Lejos de ser uno de los siete pecados capitales, la avaricia fue para Iván una actitud moral que heredó su hija, quien, en más de una ocasión, confesaría que “el talento no significa nada, la grandeza moral es mucho más importante”. Y la grandeza moral de Tsvietáieva , “figura inasumible, impensable -sin filtrarla por los variados relatos de la domesticación- para cualquier ideología bien pensante”, en palabras de Olvido García Valdés, quedó patente no solo en su poesía, con la que renovó la tradición poética rusa convirtiéndose en una de sus voces -en la voz- más destacada del siglo XX, sino en sus escritos en prosa, desde sus obras de teatro hasta su correspondencia privada pasando por sus textos de carácter biográficos, entre los que encontramos Mi madre y la música y Mi padre y su museo, pero no solo. De hecho, como señala Selma Ancira, lo autobiográfico impregna gran parte de la producción de Tsvietáieva que, sostiene su traductora, “crea piezas de orfebrería en las que los recuerdos, muchas veces transformados en poesía, se convierten en los protagonistas absolutos de su prosa. A ese ciclo pertenecen también Mi Pushkin, Las flagelanes, El diablo o La casa del viejo Pimen. Todos son pequeñas joyas que pueden leerse de forma independiente, como piezas sueltas, pero también como si fueran las teselas de un gran mosaico. El mosaico de la infancia de Tsvietáieva”.

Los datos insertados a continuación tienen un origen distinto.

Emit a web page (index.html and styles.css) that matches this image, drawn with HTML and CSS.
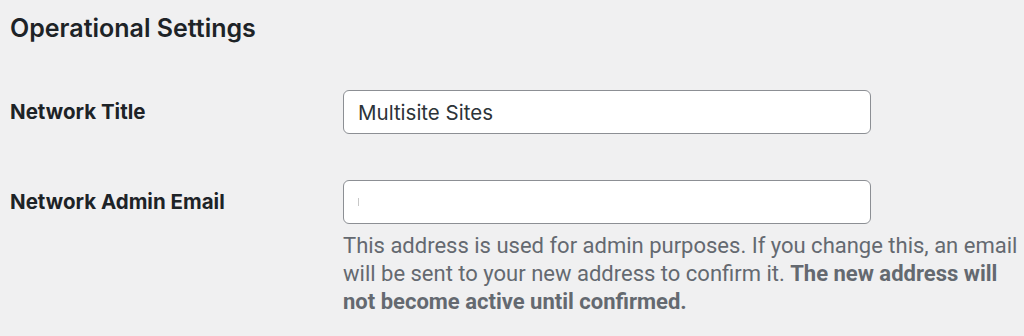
FILE: index.html
```html
<!DOCTYPE html>
<html>
<head>
<meta charset="utf-8">
<link rel="stylesheet" href="styles.css">
</head>
<body>
<div class="page">
  <h2 class="title">Operational Settings</h2>
  <div class="form">
    <div class="row">
      <label class="label" for="t">Network Title</label>
      <div class="field">
        <input id="t" class="input" type="text" value="Multisite Sites">
      </div>
    </div>
    <div class="row">
      <label class="label" for="e">Network Admin Email</label>
      <div class="field">
        <div class="input email"><span class="caret"></span></div>
        <p class="desc">This address is used for admin purposes. If you change this, an email will be sent to your new address to confirm it. <strong>The new address will not become active until confirmed.</strong></p>
      </div>
    </div>
  </div>
</div>
</body>
</html>
```
FILE: styles.css
```css
html, body {
  margin: 0;
  padding: 0;
  background: #f0f0f1;
}
.page {
  padding: 12px 10px 0 10px;
  font-family: Inter, "Noto Sans", sans-serif;
  color: #1d2327;
}
.title {
  margin: 0;
  font-size: 25px;
  font-weight: 600;
  line-height: 32px;
}
.form {
  margin-top: 46px;
  display: flex;
  flex-direction: column;
  gap: 46px;
}
.row {
  display: grid;
  grid-template-columns: 333px 528px;
  align-items: start;
}
.label {
  font-size: 20.5px;
  font-weight: 700;
  line-height: 24px;
  padding-top: 10px;
}
.field {
  display: flex;
  flex-direction: column;
}
.input {
  box-sizing: border-box;
  width: 528px;
  height: 44px;
  margin: 0;
  border: 1.5px solid #8c8f94;
  border-radius: 6px;
  background: #fff;
  padding: 0 14px;
  font-family: Inter, "Noto Sans", sans-serif;
  font-size: 20.5px;
  color: #2c3338;
  outline: none;
}
.email {
  display: flex;
  align-items: center;
}
.caret {
  width: 1px;
  height: 8px;
  background: #c8c8c8;
}
.desc {
  margin: 8px 0 0 0;
  width: 680px;
  font-family: Roboto, sans-serif;
  font-size: 22px;
  line-height: 28px;
  color: #646970;
}
.desc strong {
  font-weight: 700;
}
```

Mi padre y su museo es solo una de las piezas de este mosaico de la infancia que la poeta rusa fue construyendo a lo largo de los años y, a la vez, es sola una pequeña pieza de ese gran puzle que componen las distintas obras de Tsvietáieva que, en diálogo constante, nos devuelven el retrato de una mujer que hizo de la escritura su principal preocupación –“Nunca en mi vida me he preocupado por algo que no sea el verso», diría en alguna ocasión- y en el lenguaje como expresión ética de un pensamiento en constante revisión y siempre alerta ante cualquier afirmación que quiera postularse como verdad universal e incuestionable. En este sentido, Mi padre y su museo es mucho más que un texto en torno a la infancia o el retrato de su padre. En estos relatos, casi como si se trataran de un bildungsroman, asistimos a la formación ética, pero también cultural, de la joven poeta de tal manera que, como concluye Ancira, son una “puerta única de acceso al universo de Marina Tsvietáieva”.